Condivisione: Il più grande uomo scimmia del Pleistocene
Edward è convinto che la conoscenza vada condivisa per favorire il progresso e migliorare le condizioni di vita degli uomini. Egli spinge i suoi quattro figli ad insegnare le cose alle loro mogli, all’orda da cui queste provengono e a continuare a sperimentare, senza paura di dire e fare cose sciocche solo per paura. come, ad esempio, quando suo figlio prova ad addestrare un cane perché pensa che questo possa essergli utile nella caccia.

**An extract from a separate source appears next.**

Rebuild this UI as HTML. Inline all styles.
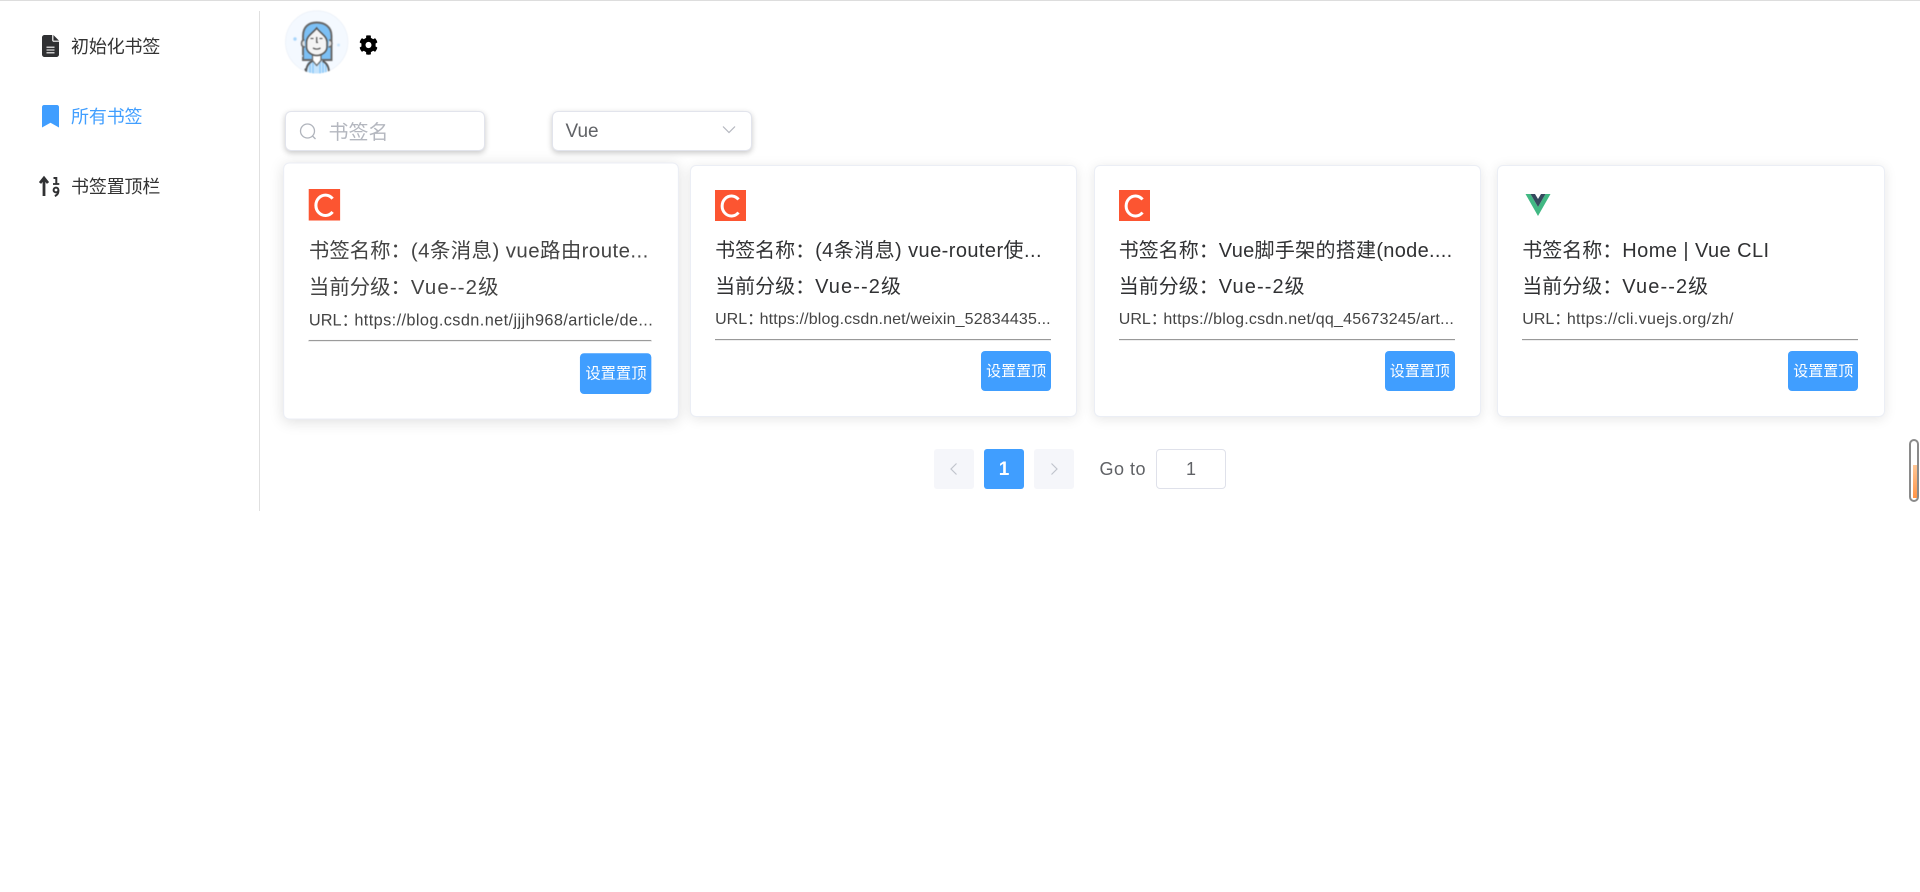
<!DOCTYPE html>
<html lang="zh">
<head>
<meta charset="utf-8">
<title>书签</title>
<style>
html,body{margin:0;padding:0;width:1920px;height:892px;overflow:hidden;background:#fff}
body{position:relative;font-family:"Liberation Sans","Noto Sans CJK SC",sans-serif;color:#303133}
.a,.card,.card>*{position:absolute}
.t{white-space:nowrap}
.nav{left:71px;font-size:18px;letter-spacing:-.15px;line-height:30px;height:30px;white-space:nowrap;color:#333}
.card{top:164.5px;width:385.6px;height:250px;background:#fff;border:1px solid #ebeef5;border-radius:6px;box-shadow:0 2px 12px rgba(0,0,0,.1)}
.ic{left:24.3px;top:24.5px;width:31px;height:31px}
.ti{left:24.3px;top:70.5px;font-size:20px;line-height:30px;white-space:nowrap}
.ti span{letter-spacing:.43px}
.le{left:24.3px;top:106.5px;font-size:20px;line-height:30px;white-space:nowrap}
.le span{letter-spacing:1.1px}
.ur{left:24.3px;top:139.5px;font-size:16px;line-height:30px;white-space:nowrap;color:#444}
.ur b{font-weight:400;margin-right:-3.5px}
.hr{left:24.3px;top:173px;width:336px;height:1px;background:#999;border-bottom:1px solid #eee}
.bt{left:290.3px;top:185.5px;width:70px;height:40px;background:#409eff;color:#fff;border-radius:4px;font-size:15px;line-height:42px;text-align:center;white-space:nowrap}
.inp{top:111px;height:38px;background:#fff;border:1px solid #e2e4ec;border-radius:6px;box-shadow:0 2px 6px rgba(0,0,0,.22)}
.pg{top:449px;width:40px;height:40px;border-radius:3px;background:#f5f6fa}
</style>
</head>
<body>
<div class="a" style="left:0;top:0;width:1920px;height:1px;background:#ddd"></div>
<div class="a" style="left:259px;top:11px;width:1px;height:500px;background:#e0e0e0"></div>

<svg class="a" style="left:41.7px;top:35px" width="17" height="22" viewBox="0 0 17 22"><path fill="#303133" d="M2.500 0H10.200V5.200c0 .9.700 1.600 1.600 1.600H17V19.500c0 1.400-1.100 2.500-2.500 2.500h-12C1.100 22 0 20.900 0 19.500v-17C0 1.100 1.100 0 2.500 0zM11.400 0L17 5.600H11.400z"/><path d="M4.500 12.200h8M4.500 15h8M4.500 17.800h8" stroke="#fff" stroke-width="1.100"/></svg>
<div class="a nav" style="top:32px">初始化书签</div>
<svg class="a" style="left:41.7px;top:105px" width="17" height="22.500" viewBox="0 0 17 22.500"><path fill="#409eff" d="M0 22.500V2C0 .9.900 0 2 0H15c1.100 0 2 .9 2 2V22.500L8.500 17.800Z"/></svg>
<div class="a nav" style="top:102px;color:#409eff">所有书签</div>
<svg class="a" style="left:38px;top:175px" width="23" height="22" viewBox="0 0 23 22"><path d="M6 21V3.500M2 8L6 3l4 5" fill="none" stroke="#303133" stroke-width="2.800"/><path d="M15.500 3h2.800v5.800" fill="none" stroke="#303133" stroke-width="2"/><path d="M15 9h6.300" stroke="#303133" stroke-width="1.800"/><circle cx="18" cy="15" r="2.400" fill="none" stroke="#303133" stroke-width="2"/><path d="M20.400 15.500c0 2.800-1.400 4.800-3.600 5.500" fill="none" stroke="#303133" stroke-width="2"/></svg>
<div class="a nav" style="top:172px">书签置顶栏</div>

<svg class="a" style="left:285px;top:10px;filter:blur(.4px)" width="64" height="64" viewBox="285 10 64 64">
<defs><clipPath id="cl"><circle cx="316.7" cy="42" r="31.5"/></clipPath></defs>
<circle cx="316.7" cy="42" r="31.5" fill="#f4f9ff"/>
<circle cx="316.7" cy="42" r="31.2" fill="none" stroke="#e8eef6" stroke-width=".6"/>
<g clip-path="url(#cl)">
<path d="M303 60V36c0-9 5.500-13.500 13.700-13.500S331.500 27 331.500 36v24z" fill="#7cc0f5" stroke="#666" stroke-width="1.900"/>
<path d="M306 74l1.500-12 9-4 9 4 1.500 12z" fill="#c6e4fc"/>
<path d="M310 62v12M313 60v14M320 60v14M323 62v12M326 63v11" stroke="#86c6f7" stroke-width="1.200"/>
<path d="M306 73c0-6 2-10 6.500-12M329 73c0-6-2-10-6.500-12" fill="none" stroke="#555" stroke-width="1.800"/>
<path d="M312.500 55v5.500l4.200 5 4.300-5V55z" fill="#fff" stroke="#666" stroke-width="1.200"/>
<path d="M306.500 42C306.500 36 313 33 316.700 28 320 33 327 36 327 42V47C327 52 321.500 55.500 316.700 55.500 312 55.500 306.500 52 306.500 47Z" fill="#f4f4f4" stroke="#555" stroke-width="1.500"/>
<path d="M304.500 40c-2 0-3 1-3 3.500s1.500 3.500 3.500 3.500M329 40c2 0 3 1 3 3.500s-1.500 3.500-3.500 3.500" fill="#ddd" stroke="#666" stroke-width="1.400"/>
<path d="M310.500 38.500h3M319.500 38.500h3M316.700 37v5.500h1.300M313 48c2 1.500 5.500 1.500 7.500 0" fill="none" stroke="#444" stroke-width="1.100"/>
</g>
<circle cx="295" cy="39" r="1.700" fill="#a9d6fb"/><circle cx="338.500" cy="45" r="1.500" fill="#cfe8fd"/><circle cx="302" cy="56" r="1" fill="#d5ebfd"/>
<circle cx="305.500" cy="69.500" r="1.100" fill="#555"/>
</svg>
<svg class="a" style="left:359px;top:35px" width="19" height="20" viewBox="0 0 512 512" preserveAspectRatio="none"><path fill="#000" d="M487.4 315.7l-42.6-24.6c4.3-23.2 4.3-47 0-70.2l42.6-24.6c4.9-2.8 7.1-8.6 5.5-14-11.1-35.6-30-67.8-54.7-94.6-3.8-4.1-10-5.1-14.8-2.3L380.8 110c-17.9-15.4-38.5-27.3-60.8-35.1V25.8c0-5.6-3.9-10.5-9.4-11.7-36.7-8.2-74.3-7.8-109.2 0-5.5 1.2-9.4 6.1-9.4 11.7V75c-22.2 7.9-42.8 19.8-60.8 35.1L88.7 85.5c-4.9-2.8-11-1.9-14.8 2.3-24.7 26.7-43.6 58.9-54.7 94.6-1.7 5.4.6 11.2 5.5 14L67.3 221c-4.3 23.2-4.3 47 0 70.2l-42.6 24.6c-4.9 2.8-7.1 8.6-5.5 14 11.1 35.6 30 67.8 54.7 94.6 3.8 4.1 10 5.1 14.8 2.3l42.6-24.6c17.9 15.4 38.5 27.3 60.8 35.1v49.2c0 5.6 3.9 10.5 9.4 11.7 36.7 8.2 74.3 7.8 109.2 0 5.5-1.2 9.4-6.1 9.4-11.700v-49.2c22.2-7.9 42.8-19.8 60.8-35.1l42.6 24.6c4.9 2.8 11 1.9 14.8-2.3 24.7-26.7 43.6-58.9 54.7-94.6 1.5-5.5-.7-11.3-5.6-14.1zM256 336c-44.1 0-80-35.9-80-80s35.9-80 80-80 80 35.9 80 80-35.9 80-80 80z"/></svg>

<div class="a inp" style="left:285px;width:197.500px"></div>
<svg class="a" style="left:298px;top:122px" width="20" height="20" viewBox="0 0 20 20"><circle cx="9.500" cy="9" r="7" fill="none" stroke="#b0b4bc" stroke-width="1.300"/><path d="M14.500 14l3 3" stroke="#b0b4bc" stroke-width="1.300"/></svg>
<div class="a t" style="left:328.500px;top:117px;font-size:20px;line-height:32px;color:#b4b7bf">书签名</div>

<div class="a inp" style="left:552px;width:197.500px"></div>
<div class="a t" style="left:565.500px;top:117px;font-size:19px;line-height:30px;color:#606266">Vue</div>
<svg class="a" style="left:721px;top:124px" width="16" height="12" viewBox="0 0 16 12"><path d="M2 2.500l6 6 6-6" fill="none" stroke="#b5b8c0" stroke-width="1.200"/></svg>

<div class="card" style="left:286.800px;transform:scale(1.02);box-shadow:0 2px 14px rgba(0,0,0,.13)">
<svg class="ic" viewBox="0 0 31 31"><rect width="31" height="31" fill="#fc5531"/><path d="M23.500 9.500A9.300 10 0 1 0 23.500 22.500" fill="none" stroke="#fff" stroke-width="3"/></svg>
<div class="ti" style="color:#444">书签名称：<span>(4条消息) vue路由route...</span></div>
<div class="le" style="color:#444">当前分级：<span>Vue--2级</span></div>
<div class="ur"><b>URL：</b><span style="letter-spacing:.38px">https://blog.csdn.net/jjjh968/article/de...</span></div>
<div class="hr"></div>
<div class="bt">设置置顶</div>
</div>

<div class="card" style="left:689.800px">
<svg class="ic" viewBox="0 0 31 31"><rect width="31" height="31" fill="#fc5531"/><path d="M23.500 9.500A9.300 10 0 1 0 23.500 22.500" fill="none" stroke="#fff" stroke-width="3"/></svg>
<div class="ti">书签名称：<span>(4条消息) vue-router使...</span></div>
<div class="le">当前分级：<span>Vue--2级</span></div>
<div class="ur"><b>URL：</b><span style="letter-spacing:.14px">https://blog.csdn.net/weixin_52834435...</span></div>
<div class="hr"></div>
<div class="bt">设置置顶</div>
</div>

<div class="card" style="left:1093.500px">
<svg class="ic" viewBox="0 0 31 31"><rect width="31" height="31" fill="#fc5531"/><path d="M23.500 9.500A9.300 10 0 1 0 23.500 22.500" fill="none" stroke="#fff" stroke-width="3"/></svg>
<div class="ti">书签名称：<span style="letter-spacing:.3px">Vue脚手架的搭建(node....</span></div>
<div class="le">当前分级：<span>Vue--2级</span></div>
<div class="ur"><b>URL：</b><span style="letter-spacing:.22px">https://blog.csdn.net/qq_45673245/art...</span></div>
<div class="hr"></div>
<div class="bt">设置置顶</div>
</div>

<div class="card" style="left:1497px">
<svg class="ic" viewBox="0 0 31 31"><path fill="#41b883" d="M3.500 4H8.500L16 17 23.500 4H28.500L16 26Z"/><path fill="#35495e" d="M8.500 4H13L16 9 19 4H23.500L16 17Z"/></svg>
<div class="ti">书签名称：<span>Home | Vue CLI</span></div>
<div class="le">当前分级：<span>Vue--2级</span></div>
<div class="ur"><b>URL：</b><span style="letter-spacing:.35px">https://cli.vuejs.org/zh/</span></div>
<div class="hr"></div>
<div class="bt">设置置顶</div>
</div>

<div class="a pg" style="left:934px"></div>
<svg class="a" style="left:949px;top:462px" width="10" height="14" viewBox="0 0 10 14"><path d="M7.500 1.500L2 7l5.500 5.500" fill="none" stroke="#c0c4cc" stroke-width="1.200"/></svg>
<div class="a pg t" style="left:984px;background:#409eff;color:#fff;font-weight:700;font-size:19px;line-height:42px;text-align:center">1</div>
<div class="a pg" style="left:1034px"></div>
<svg class="a" style="left:1049px;top:462px" width="10" height="14" viewBox="0 0 10 14"><path d="M2.500 1.500L8 7l-5.500 5.500" fill="none" stroke="#c0c4cc" stroke-width="1.200"/></svg>
<div class="a t" style="left:1099.500px;top:454px;font-size:18px;letter-spacing:.5px;line-height:30px;color:#606266">Go to</div>
<div class="a t" style="left:1156px;top:449px;width:68px;height:38px;border:1px solid #dfe1ea;border-radius:4px;font-size:18px;line-height:38px;text-align:center;color:#606266">1</div>

<div class="a" style="left:1909px;top:439px;width:6px;height:59px;border:2.500px solid #8a8a8a;border-radius:6px;background:#fff"></div>
<div class="a" style="left:1912.500px;top:465px;width:4px;height:33px;background:linear-gradient(#ffc796,#ff9447)"></div>
</body>
</html>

L’esperimento fallisce inizialmente e tutti si scoraggiano rinunciando all’idea che un animale possa essere altro che cibo per loro. Eppure William non si arrende e continua a provare, incoraggiato dal padre mentre il resto della famiglia lo deride.
Sarà proprio questa visionarietà e la voglia di far progredire l’intero genere umano in una sorta di altruismo pleistocenico che porterà la vita di Edward alle estreme conseguenze, che qui non voglio spoilerare ma che mi hanno davvero colpita. In questo piccolo libro l’autore è stato in grado di rendere un quadro ironico ma ancora attuale della società odierna dove il dominio vince sempre sulla condivisione. Se un popolo, infatti, possiede la conoscenza e la tecnologia in grado di migliorare la vita delle persone, userà quel potere per assoggettare e dominare i popoli che ancora non le possiedono. Questo è nell’indole dell’uomo e “funziona” così dall’età della pietra, questa volta senza metafore.
Lo stile
Lo stile del libro è moderno. I personaggi utilizzano parole che esprimono concetti che nel Pleistocene erano ben lontani dall’esistere. Edward si definisce “scienziato” ben prima che il concetto stesso di scienze esistesse. Oppure parla di arte, di pittura, di tecnologia. È affascinante immaginare come l’autore abbia trasferito questi concetti dei dialoghi di uomini antichissimi per far familiarizzare il lettore con l’opera e, allo stesso tempo, farci capire come poco sia cambiato nell’era moderna.
Conclusioni: perché leggere Il più grande uomo scimmia del Pleistocene
Edward è davvero il più grande uomo scimmia del Pleistocene, e leggere questo piccolo romanzo ci può dare consapevolezza su quanto sia importante per l’uomo progredire, inventare, non avere paura di sognare in grande e non temere il giudizio altrui. Spesso siamo ancorati ad idee e metodi del passato perché la nostra mente è piena di pregiudizi. Bene, la prossima volta che pensate “si è sempre fatto così”, oppure “non c’è motivo di cambiare se funziona”, pensate che se nel Pleistocene Edward fosse stato come voi, oggi non avremmo né il fuoco, né l’acqua corrente e mangeremmo carne cruda.